March 28, 2014 4:22 pm

Baselworld 2014: day four

A Breitling logo sits on the face of a Chronomat 41 Airborne wristwatch, produced by Breitling SA, during the Baselworld luxury watch and jewelry fair in Basel, Switzerland, on Thursday, March 27, 2014. Over 1,400 companies from the watch, jewelry and gem industries will display their latest innovations and products to more than 120,000 visitors at this year's luxury show. Photographer: Gianluca Colla/Bloomberg©Bloomberg

A Breitling Chronomat 41 Airborne wristwatch

The trend that won’t go away

The Oxford English Dictionary defines a “trend” as “the direction in which something is developing or changing”. There is usually much talk of trends at Baselworld, but this year’s vibe is more about brands working with what they’ve got in order to refine and improve the type of watches that, quite simply, plenty of people want to buy.

Few horological trends have proved so consistently successful as that of the chronograph wrist watch that was invented by Gaston Breitling almost a century ago and was soon adopted by wartime pilots who appreciated the convenience of not having to fumble for a pocket watch while wearing their cumbersome flying gear.

By the late 1930s, Breitling had been made official supplier to the Royal Air Force, and the development of the chronograph during the second world war resulted in numerous makers offering the complication in their line-ups from 1950 on.

It only takes a stroll around this year’s Baselworld to demonstrate that the watch aficionado’s love of the “chrono” is stronger than ever, despite the fact that most people who wear such pieces rarely have need of their elapsed time “stopwatch” function.

But the fact that the complication symbolises mechanical kudos, creates an interesting-looking dial, offers the opportunity for quirky variations, and might even be useful once in a while means that few serious brands would consider attending the show without having one or two new chronograph designs up their sleeve.

Breitling, for example, always majors on its chronograph lines and this year unveiled new versions of aviator favourites the Navitimer and Chronomat, while also fielding revamped versions of its popular Breitling for Bentley drivers’ models.

Patek Philippe, meanwhile, is offering its Reference 5960 annual calendar chronograph in steel for the first time at £36,920 (the platinum version costs £64,000) while Jacob and Co, previously best known for its “bling” watches, is stating a newfound horological integrity with its Epic X chronograph, which is powered by a vintage Venus 175 movement from the 1940s – regarded by many as one of the finest chronograph movements ever created.

Analogue watches must get smart

While the majority of visitors to Baselworld are convinced that the traditional analogue watch will remain in demand for decades, if not centuries, there are those who believe the next generation might be less enthusiastic about conventional hands and dials, having been raised in an era of digital-based smartphones, touch screens and wireless interfaces.

©Casio

Most diehard horophiles do not just regard digital watches with disdain, they will not even speak of them in the same breath as their beloved, analogue pieces.
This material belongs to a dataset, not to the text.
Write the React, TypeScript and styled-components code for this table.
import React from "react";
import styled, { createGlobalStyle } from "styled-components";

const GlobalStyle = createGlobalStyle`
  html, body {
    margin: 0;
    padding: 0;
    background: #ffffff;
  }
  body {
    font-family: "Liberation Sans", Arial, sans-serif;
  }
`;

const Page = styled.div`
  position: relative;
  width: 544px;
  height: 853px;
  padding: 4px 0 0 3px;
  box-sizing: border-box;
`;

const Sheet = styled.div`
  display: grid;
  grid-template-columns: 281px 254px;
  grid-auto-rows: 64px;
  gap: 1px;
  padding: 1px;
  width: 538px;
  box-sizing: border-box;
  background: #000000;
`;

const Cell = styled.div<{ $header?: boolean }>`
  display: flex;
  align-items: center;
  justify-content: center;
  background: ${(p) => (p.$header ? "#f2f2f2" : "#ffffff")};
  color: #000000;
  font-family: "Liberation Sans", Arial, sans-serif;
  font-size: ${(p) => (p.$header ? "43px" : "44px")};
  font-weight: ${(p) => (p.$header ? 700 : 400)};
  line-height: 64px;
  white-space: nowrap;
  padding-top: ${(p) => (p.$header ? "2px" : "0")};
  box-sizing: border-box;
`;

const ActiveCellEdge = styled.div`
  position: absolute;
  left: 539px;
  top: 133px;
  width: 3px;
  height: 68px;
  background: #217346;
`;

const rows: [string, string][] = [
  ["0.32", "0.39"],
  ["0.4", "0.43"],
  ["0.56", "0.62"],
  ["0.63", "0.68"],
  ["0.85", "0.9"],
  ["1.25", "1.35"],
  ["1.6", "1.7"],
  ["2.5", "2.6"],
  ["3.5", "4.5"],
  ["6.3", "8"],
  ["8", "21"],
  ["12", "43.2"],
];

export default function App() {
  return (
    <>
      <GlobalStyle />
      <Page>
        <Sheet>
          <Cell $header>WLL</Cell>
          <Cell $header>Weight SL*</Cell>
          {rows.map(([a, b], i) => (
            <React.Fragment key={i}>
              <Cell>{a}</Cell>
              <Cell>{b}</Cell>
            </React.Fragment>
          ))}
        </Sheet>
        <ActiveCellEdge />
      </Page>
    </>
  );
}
But some of the more forward-thinking brands are devising methods of combining analogue displays with wireless applications.

Leading the field is Casio, which chose Baselworld to unveil its latest Edifice sports model, a watch with a conventional time display that also offers wireless connectivity to a smartphone, tablet or other mobile device.

At this stage, the principal advantage of Casio’s “Multi Mission Drive” synchronised watch is that the Bluetooth link enables precise time correction and alarm setting via the phone’s screen. It is also capable of synching with the phone so that it automatically adjusts to different time zones.

Further applications are currently being explored.

True to type

Producing watches that are instantly recognised far and wide is generally considered to be a good thing. But when the look of your dial is so specific that the smallest change leads to a loss of identity, it is time to start thinking of a new idea.

Entry-level watch brand Mondaine was facing such a problem with its signature Swiss Railways watches, which are perfect miniaturisations of its minimalist clocks found in the country’s railway stations. Although the design continues to be a strong seller, the firm’s concerns that it might become viewed as something of a one-trick pony has led to a new model based around an equally iconic Swiss creation – the Helvetica typeface.

The Helvetica One, launched at Baselworld, uses the typeface on the dial and also incorporates the Helvetica-style figure one into the design of the strap lugs. The watches are available in various sizes with a choice of “light”, “regular” and “bold” designs and cost from £230-£325.

“The designers spent more than a year looking for a way of incorporating something unmistakably Swiss into a new watch design,” says Derek Salter, Mondaine’s UK brand manager.

“Eventually, the Helvetica type face stood out as something that is both irrefutably Swiss and recognised around the world. It has even been adapted for Chinese.”